Consuelo Castiglioni dessinait un vestiaire pour initiés dont le succès est allé crescendo. La fondatrice de la maison italienne, qu’elle a lancée en 1994, a néanmoins laissé son poste le 21 octobre dernier à Francesco Risso, un ancien de Prada. C’est à lui que revient la difficile tâche de faire fructifier un esprit maison déjà bien trempé. La Marni’s touch ? Pas simple à résumer, bien que reconnaissable entre mille. Plus qu’un style, une allure anticonformiste et arty. Ni éternel féminin bourgeois (une courte ligne homme et enfant existe d’ailleurs en parallèle depuis 2002), ni avant-garde cérébrale, mais une mode sensible et singulière qui occupe une place à part dans le cœur de ses client(e)s fidèles.
Comme fil conducteur, une humeur vintage indéfinie – donc forcément intemporelle – abordée avec un zeste de joyeuse nostalgie qui décomplexe l’élégance. Audace et dynamisme dans le choix des tissus – entre classicisme made in Italy et matières techniques que l’on verrait plutôt chez Nike – s’associent à un nomadisme chromatique, à la fois géographique et temporel, qui joue en permanence sur la frontière ténue entre le grinçant et le charmant. Et qui se prolonge le plus spontanément du monde dans les séries limitées de petits meubles en fil plastique colorés qui sont présentées chaque année, depuis 2012, pendant le off de Milan.
Une aventure en terre design née sur un coup de cœur, à l’issue d’un voyage en Amérique latine… Cent chaises aux teintes vitaminées, mais subtilement blanchies comme sous l’effet d’une surexposition au soleil, ont été fabriquées en Colombie par d’anciens prisonniers en phase de réinsertion et ont pris place dans la cour adjacente de la boutique milanaise pendant la semaine du salone. De simples structures en métal habillées graphiquement de fils en PVC, comme autant de réinterprétations de l’archétypal fauteuil Acapulco. Un écho stylistique au rétromodernisme récurrent des collections mode de Marni qui sonnait comme une évidence.

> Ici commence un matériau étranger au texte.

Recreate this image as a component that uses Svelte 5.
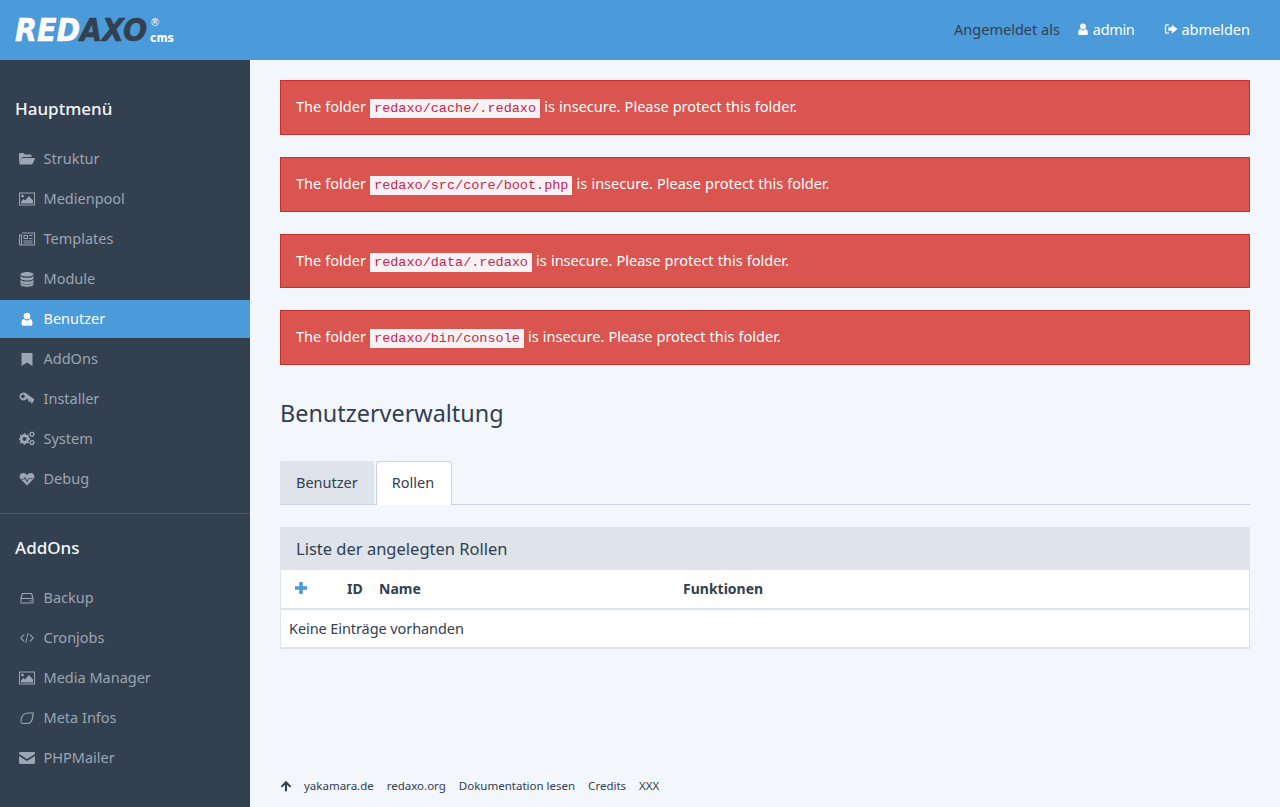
<script lang="ts">
  // builds a gear outline with a round hole, used by the System icon
  function gear(cx: number, cy: number, r: number, teeth: number, hole: number) {
    let d = '';
    const step = (Math.PI * 2) / (teeth * 4);
    const radii = [r, r, r * 0.8, r * 0.8];
    for (let i = 0; i < teeth * 4; i++) {
      const a = i * step - step / 2;
      const rad = radii[i % 4];
      const x = (cx + Math.cos(a) * rad).toFixed(2);
      const y = (cy + Math.sin(a) * rad).toFixed(2);
      d += (i === 0 ? 'M' : 'L') + x + ' ' + y;
    }
    d += `zM${cx - hole} ${cy}a${hole} ${hole} 0 1 0 ${hole * 2} 0a${hole} ${hole} 0 1 0 ${-hole * 2} 0z`;
    return d;
  }

  const icons: Record<string, string> = {
    folder:
      'M0 12.5V3.2C0 2.5.5 2 1.2 2h3.3l1.3 1.4h5.5c.7 0 1.2.5 1.2 1.2V6H4.2c-.7 0-1.3.3-1.7.9zM3.3 7h12.2c.4 0 .6.4.4.8l-2.4 5.2c-.2.4-.6.6-1 .6H.7c-.4 0-.6-.4-.4-.8l2.2-5.4c.2-.3.5-.4.8-.4z',
    picture:
      'M0 1.5h16v13H0zM1 2.500v11h14v-11zM3.500 3.700a1.400 1.400 0 1 0 0 2.800 1.400 1.400 0 0 0 0-2.800zM2 12.500v-2L4.500 8 6 9.500l4-4.500 4 4.500v3z',
    news:
      'M3 1.500h13v13H1.500C.7 14.500 0 13.800 0 13V3.500h3zM1 4.500V13c0 .3.2.5.5.5S2 13.300 2 13V4.500zM3 2.500V13c0 .2 0 .3-.1.5H15v-11zM4.500 4H9v4H4.500zM5.500 5v2H8V5zM10 4h3.500v1H10zM10 7h3.500v1H10zM4.500 9.500h9v1h-9zM4.500 11.500h9v1h-9z',
    database:
      'M8 1c3.600 0 6.500 1 6.500 2.300S11.600 5.600 8 5.600 1.500 4.600 1.500 3.300 4.400 1 8 1zM1.500 5C2.500 6.300 5 6.800 8 6.800s5.500-.5 6.500-1.800v2.200c0 1.300-2.900 2.300-6.500 2.300s-6.500-1-6.500-2.300zM1.500 8.800c1 1.300 3.500 1.800 6.500 1.800s5.500-.5 6.500-1.800V11c0 1.300-2.900 2.300-6.500 2.300S1.500 12.300 1.500 11zM1.500 12c1 1.300 3.500 1.700 6.500 1.700s5.500-.4 6.500-1.700v1.500c0 1.300-2.900 2.300-6.500 2.300s-6.500-1-6.500-2.300z',
    user:
      'M8 1.700a3.300 3.300 0 1 0 0 6.600 3.300 3.300 0 0 0 0-6.600zM4.300 14.800c-1.100 0-1.800-.7-1.800-1.800 0-2.400.5-5 2.500-5 .8.900 1.800 1.500 3 1.500s2.200-.6 3-1.500c2 0 2.500 2.600 2.500 5 0 1.100-.7 1.800-1.800 1.800z',
    bookmark: 'M2.500 2h11v13L8 11.500 2.500 15z',
    key:
      'M4.500 1.500a4 4 0 1 0 3.400 6.100l1.800 1.300-.7 1.100 1.400 1 .7-1.100.9.6-.6 1.100 1.300.9 1.600-1.500 1-2.800-7-4.900A4 4 0 0 0 4.500 1.500zM4 3.600a1.800 1.800 0 1 1 0 3.600 1.800 1.800 0 0 1 0-3.600z',
    cogs: gear(5.5, 8, 5.8, 8, 2) + gear(13, 3.2, 2.9, 6, 1.2) + gear(13, 11.6, 2.9, 6, 1.2),
    heart:
      'M8 14.500 1.500 8C-.5 5.500 1 2 4.200 2 5.800 2 7 2.800 8 4c1-1.200 2.200-2 3.800-2C15 2 16.500 5.500 14.500 8zM2.200 7.700h2.800l1-1.900 2 3.800 1.400-2.300h4.400v.8h-3.900L8 11.400l-2-3.800-.5.900H2.200z',
    hdd:
      'M3.700 3h8.600c.4 0 .7.2.9.5L14.500 8v4.500c0 .6-.4 1-1 1h-11c-.6 0-1-.4-1-1V8l1.300-4.500c.2-.3.5-.5.900-.5zM3.900 4 2.700 8h10.600l-1.200-4zM2.500 9v3.500h11V9zM10.500 10.500h1v1h-1zM12 10.500h1v1h-1z',
    code:
      'M5 4 1 8l4 4 .7-.7L2.400 8l3.300-3.300zM11 4l4 4-4 4-.7-.7L13.600 8l-3.300-3.300zM9.400 3 7.300 13h-.9L8.500 3z',
    leaf:
      'M15 2.500C14 6 15 14 8 14H4c-1.500 0-2.500-1-2.500-3 0-5 3.500-8.500 7.500-8.500zM13.800 3.500H9C5.500 3.500 2.500 6.500 2.500 11c0 1.400.6 2 1.500 2h4c5.500 0 4.600-6.500 5.800-9.500z',
    envelope:
      'M0 3.300C0 2.600.6 2 1.300 2h13.400c.7 0 1.300.6 1.300 1.300 0 .5-.3 1-.8 1.300L8 9 .8 4.600C.3 4.300 0 3.800 0 3.300zM0 6l8 5 8-5v6.500c0 .8-.7 1.500-1.500 1.500h-13C.7 14 0 13.300 0 12.500z',
    signout:
      'M5.500 2.500H3a2 2 0 0 0-2 2v7a2 2 0 0 0 2 2h2.500V12H3a.5.5 0 0 1-.5-.5v-7A.5.5 0 0 1 3 4h2.500zM9 3l6.500 5L9 13v-3H5V6h4z',
    up: 'M8 2l6 6.300-1.500 1.500-3.300-3.300V14H6.800V6.500L3.500 9.800 2 8.300z',
    plus: 'M6.300 2h3.400v4.300H14v3.400H9.700V14H6.300V9.700H2V6.300h4.300z',
  };

  const mainNav = [
    { label: 'Struktur', icon: 'folder' },
    { label: 'Medienpool', icon: 'picture' },
    { label: 'Templates', icon: 'news' },
    { label: 'Module', icon: 'database' },
    { label: 'Benutzer', icon: 'user', active: true },
    { label: 'AddOns', icon: 'bookmark' },
    { label: 'Installer', icon: 'key' },
    { label: 'System', icon: 'cogs' },
    { label: 'Debug', icon: 'heart' },
  ];

  const addonNav = [
    { label: 'Backup', icon: 'hdd' },
    { label: 'Cronjobs', icon: 'code' },
    { label: 'Media Manager', icon: 'picture' },
    { label: 'Meta Infos', icon: 'leaf' },
    { label: 'PHPMailer', icon: 'envelope' },
  ];

  const folders = [
    'redaxo/cache/.redaxo',
    'redaxo/src/core/boot.php',
    'redaxo/data/.redaxo',
    'redaxo/bin/console',
  ];

  const footerLinks = ['yakamara.de', 'redaxo.org', 'Dokumentation lesen', 'Credits', 'XXX'];
</script>

{#snippet icon(name: string)}
  <svg class="icon" viewBox="0 0 16 16" aria-hidden="true"><path fill-rule="evenodd" d={icons[name]} /></svg>
{/snippet}

{#snippet navList(items)}
  <ul class="nav">
    {#each items as item}
      <li class:active={item.active}>
        <span class="nav-icon">{@render icon(item.icon)}</span>
        <span class="nav-label">{item.label}</span>
      </li>
    {/each}
  </ul>
{/snippet}

<div class="page">
  <header class="topbar">
    <svg class="logo" viewBox="0 0 160 26" role="img" aria-label="REDAXO cms">
      <text class="logo-word" transform="translate(0 24) scale(1 1.15)"><tspan class="logo-red">RED</tspan><tspan class="logo-axo">AXO</tspan></text>
      <text class="logo-reg" x="135" y="8.500">®</text>
      <text class="logo-cms" x="135" y="24.500" textLength="24" lengthAdjust="spacingAndGlyphs">cms</text>
    </svg>
    <div class="session">
      <span class="session-label">Angemeldet als</span>
      <span class="session-link user-link">{@render icon('user')}admin</span>
      <span class="session-link">{@render icon('signout')}abmelden</span>
    </div>
  </header>

  <div class="layout">
    <aside class="sidebar">
      <h4 class="side-title">Hauptmenü</h4>
      {@render navList(mainNav)}
      <hr />
      <h4 class="side-title addons">AddOns</h4>
      {@render navList(addonNav)}
    </aside>

    <main class="content">
      {#each folders as folder}
        <div class="alert">The folder <code>{folder}</code> is insecure. Please protect this folder.</div>
      {/each}

      <h1>Benutzerverwaltung</h1>

      <div class="tabs">
        <span class="tab">Benutzer</span>
        <span class="tab current">Rollen</span>
      </div>

      <section class="panel">
        <h2>Liste der angelegten Rollen</h2>
        <table>
          <colgroup>
            <col class="col-add" />
            <col class="col-id" />
            <col class="col-name" />
            <col />
          </colgroup>
          <thead>
            <tr>
              <th class="add">{@render icon('plus')}</th>
              <th>ID</th>
              <th>Name</th>
              <th>Funktionen</th>
            </tr>
          </thead>
          <tbody>
            <tr><td colspan="4">Keine Einträge vorhanden</td></tr>
          </tbody>
        </table>
      </section>

      <footer class="foot">
        <span class="foot-up">{@render icon('up')}</span>
        {#each footerLinks as link}
          <span>{link}</span>
        {/each}
      </footer>
    </main>
  </div>
</div>

<style>
  :global(body) {
    margin: 0;
    background: #f3f6fb;
    color: #324050;
    font-family: "Noto Sans", "Open Sans", sans-serif;
    font-size: 14.5px;
  }

  .page {
    height: 807px;
    display: flex;
    flex-direction: column;
    overflow: hidden;
  }

  .icon {
    width: 1em;
    height: 1em;
    fill: currentColor;
    flex: none;
  }

  .topbar {
    height: 60px;
    flex: none;
    box-sizing: border-box;
    display: flex;
    align-items: center;
    justify-content: space-between;
    padding: 0 30px 0 15px;
    background: #4b9ad9;
  }

  .logo {
    width: 160px;
    height: 26px;
    margin-top: -1px;
    overflow: visible;
  }

  .logo text {
    font-family: "DejaVu Sans", Roboto, sans-serif;
    font-weight: 700;
  }

  .logo .logo-word {
    font-size: 28.500px;
    font-style: oblique;
    stroke-width: 0.5px;
  }

  .logo-red {
    fill: #fff;
    stroke: #fff;
  }

  .logo-axo {
    fill: #324050;
    stroke: #324050;
  }

  .logo .logo-reg {
    font-size: 10px;
    font-weight: 400;
    fill: #fff;
  }

  .logo .logo-cms {
    font-size: 13px;
    fill: #fff;
  }

  .session {
    display: flex;
    align-items: center;
    padding-bottom: 2px;
  }

  .session-label {
    margin-right: 16px;
  }

  .session-link {
    display: flex;
    align-items: center;
    gap: 3px;
    color: #fff;
  }

  .session-link .icon {
    font-size: 14px;
  }

  .user-link {
    margin-right: 30px;
    letter-spacing: -0.35px;
  }

  .layout {
    flex: 1;
    display: flex;
    min-height: 0;
  }

  .sidebar {
    width: 250px;
    flex: none;
    box-sizing: border-box;
    padding-top: 37px;
    background: #324050;
    color: #9ca5b2;
  }

  .side-title {
    margin: 0;
    padding-left: 15px;
    color: #f3f6fb;
    font-size: 17px;
    font-weight: 500;
    line-height: 24px;
  }

  .side-title.addons {
    margin-top: 22px;
  }

  .nav {
    list-style: none;
    margin: 19px 0 0;
    padding: 0;
    display: flex;
    flex-direction: column;
    gap: 2px;
  }

  .nav li {
    height: 38px;
    display: flex;
    align-items: center;
    padding-left: 19px;
    gap: 8.5px;
  }

  .nav li.active {
    background: #4b9ad9;
    color: #fff;
  }

  .nav-icon {
    display: flex;
    font-size: 16px;
  }

  .nav-label {
    margin-top: -2px;
  }

  hr {
    height: 1px;
    margin: 15px 0 0;
    border: 0;
    background: #4a5767;
  }

  .content {
    flex: 1;
    min-width: 0;
    display: flex;
    flex-direction: column;
    padding: 20px 30px 0;
  }

  .alert {
    box-sizing: border-box;
    height: 54.8px;
    margin-bottom: 22px;
    padding: 14px 15px;
    border: 1px solid #c9302c;
    background: #da5550;
    color: #fff;
    line-height: 22px;
    word-spacing: 0.35px;
  }

  code {
    padding: 2px 4px;
    background: #f9f2f4;
    color: #c7254e;
    font-family: "Liberation Mono", monospace;
    font-size: 13.5px;
    word-spacing: 0;
  }

  h1 {
    margin: 11px 0 0;
    font-size: 23.4px;
    font-weight: 400;
    line-height: 30px;
  }

  .tabs {
    box-sizing: border-box;
    display: flex;
    gap: 2px;
    height: 44px;
    margin-top: 33px;
    border-bottom: 1px solid #cbd3e0;
  }

  .tab {
    box-sizing: border-box;
    height: 43px;
    display: flex;
    align-items: center;
    padding: 0 15px 2px;
    border: 1px solid #dfe3ea;
    border-bottom: 0;
    border-radius: 3px 3px 0 0;
    background: #dfe3ea;
  }

  .tab.current {
    height: 44px;
    padding: 0 17px 3px 15px;
    border-color: #cbd3e0;
    background: #fff;
  }

  .panel {
    margin-top: 22px;
    border: 1px solid #dfe3ea;
    border-top: 0;
    border-bottom-width: 2px;
    background: #fff;
  }

  h2 {
    margin: 0 -1px;
    padding: 0 16px;
    background: #dfe3ea;
    font-size: 16.5px;
    font-weight: 400;
    line-height: 43px;
  }

  table {
    width: 100%;
    border-collapse: collapse;
    table-layout: fixed;
  }

  .col-add {
    width: 58px;
  }

  .col-id {
    width: 32px;
  }

  .col-name {
    width: 304px;
  }

  th {
    box-sizing: border-box;
    height: 39px;
    padding: 0 8px 2px;
    border-bottom: 2px solid #dfe3ea;
    text-align: left;
    font-size: 14px;
    font-weight: 700;
  }

  th.add {
    color: #4b9ad9;
    font-size: 16px;
    padding-left: 12px;
  }

  th.add .icon {
    display: block;
  }

  td {
    box-sizing: border-box;
    height: 38px;
    padding: 0 8px 2px;
    letter-spacing: -0.08px;
  }

  .foot {
    margin-top: auto;
    height: 43px;
    display: flex;
    align-items: center;
    gap: 13px;
    font-size: 11.5px;
  }

  .foot-up {
    display: flex;
    margin: 0 -2px 0 -1px;
    font-size: 14px;
  }
</style>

Dès la première année, les fonds récoltés lors de la vente des chaises ont été reversés à une association caritative, ce qui n’a pas empêché le projet d’être le seul parmi tous ceux émanant de marques de mode à être sélectionné dans la catégorie design des très respectés « Designs of the Year 2013 Awards » du Design Museum de Londres. Il est vrai que, pour les Castiglioni – qui, jusqu’au départ de Consuelo, travaillaient en famille* –, l’art de vivre était tout autant une éthique qu’une esthétique.